# Exercise goal
Records follow. Select each line holding "with".

# Dataset content
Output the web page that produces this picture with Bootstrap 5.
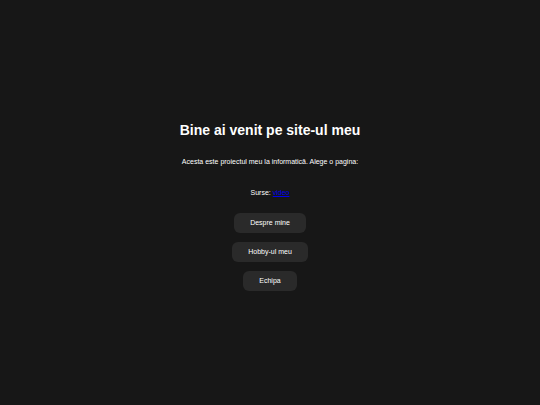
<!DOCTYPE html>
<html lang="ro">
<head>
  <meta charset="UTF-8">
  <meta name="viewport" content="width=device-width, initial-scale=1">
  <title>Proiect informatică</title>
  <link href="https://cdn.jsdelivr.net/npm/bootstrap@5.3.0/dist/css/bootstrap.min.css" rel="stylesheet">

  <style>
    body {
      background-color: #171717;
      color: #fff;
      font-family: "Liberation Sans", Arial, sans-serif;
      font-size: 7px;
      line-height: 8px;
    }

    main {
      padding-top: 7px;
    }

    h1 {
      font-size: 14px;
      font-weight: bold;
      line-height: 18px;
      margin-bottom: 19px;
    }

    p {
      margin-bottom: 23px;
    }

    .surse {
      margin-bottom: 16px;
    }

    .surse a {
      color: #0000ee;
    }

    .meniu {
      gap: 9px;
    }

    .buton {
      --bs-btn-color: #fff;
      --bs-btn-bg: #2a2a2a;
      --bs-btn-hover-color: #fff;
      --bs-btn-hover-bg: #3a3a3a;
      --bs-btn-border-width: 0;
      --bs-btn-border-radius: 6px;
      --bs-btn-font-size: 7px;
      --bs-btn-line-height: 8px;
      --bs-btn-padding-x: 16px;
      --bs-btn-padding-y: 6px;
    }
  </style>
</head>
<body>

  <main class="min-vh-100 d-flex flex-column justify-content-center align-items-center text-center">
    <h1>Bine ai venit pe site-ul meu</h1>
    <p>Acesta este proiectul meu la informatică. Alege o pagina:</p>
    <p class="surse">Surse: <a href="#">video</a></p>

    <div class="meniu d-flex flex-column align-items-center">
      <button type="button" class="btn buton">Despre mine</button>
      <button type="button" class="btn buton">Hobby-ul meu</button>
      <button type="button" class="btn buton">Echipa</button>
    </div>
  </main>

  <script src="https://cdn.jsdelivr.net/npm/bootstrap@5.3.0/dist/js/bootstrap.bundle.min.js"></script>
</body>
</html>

---

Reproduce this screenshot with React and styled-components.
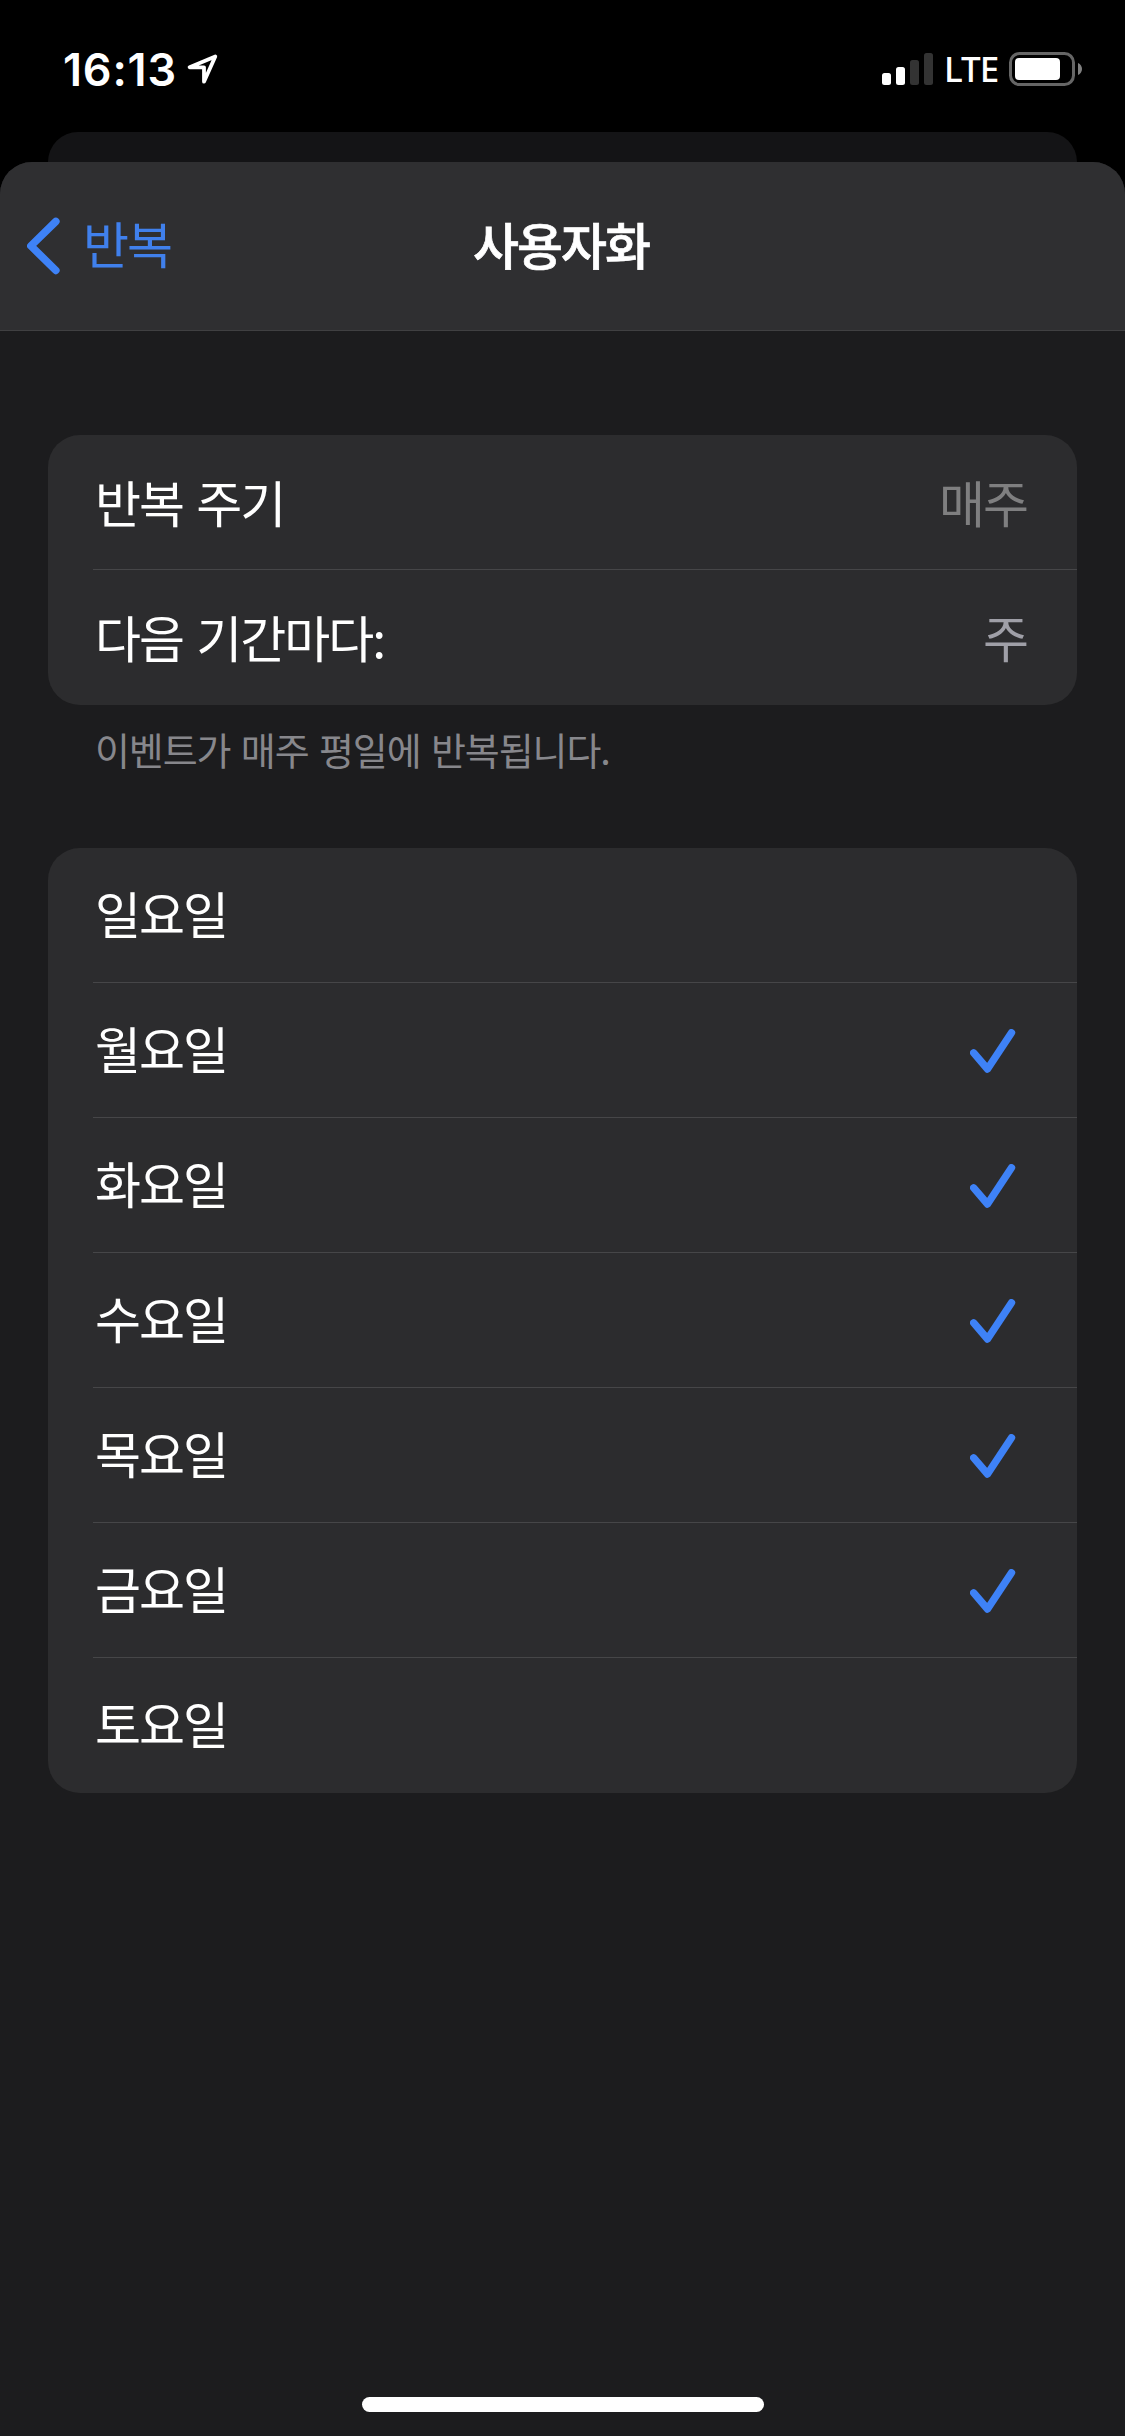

# Completed task
Output the web page that produces this picture with Bootstrap 5.
Reproduce this screenshot with React and styled-components.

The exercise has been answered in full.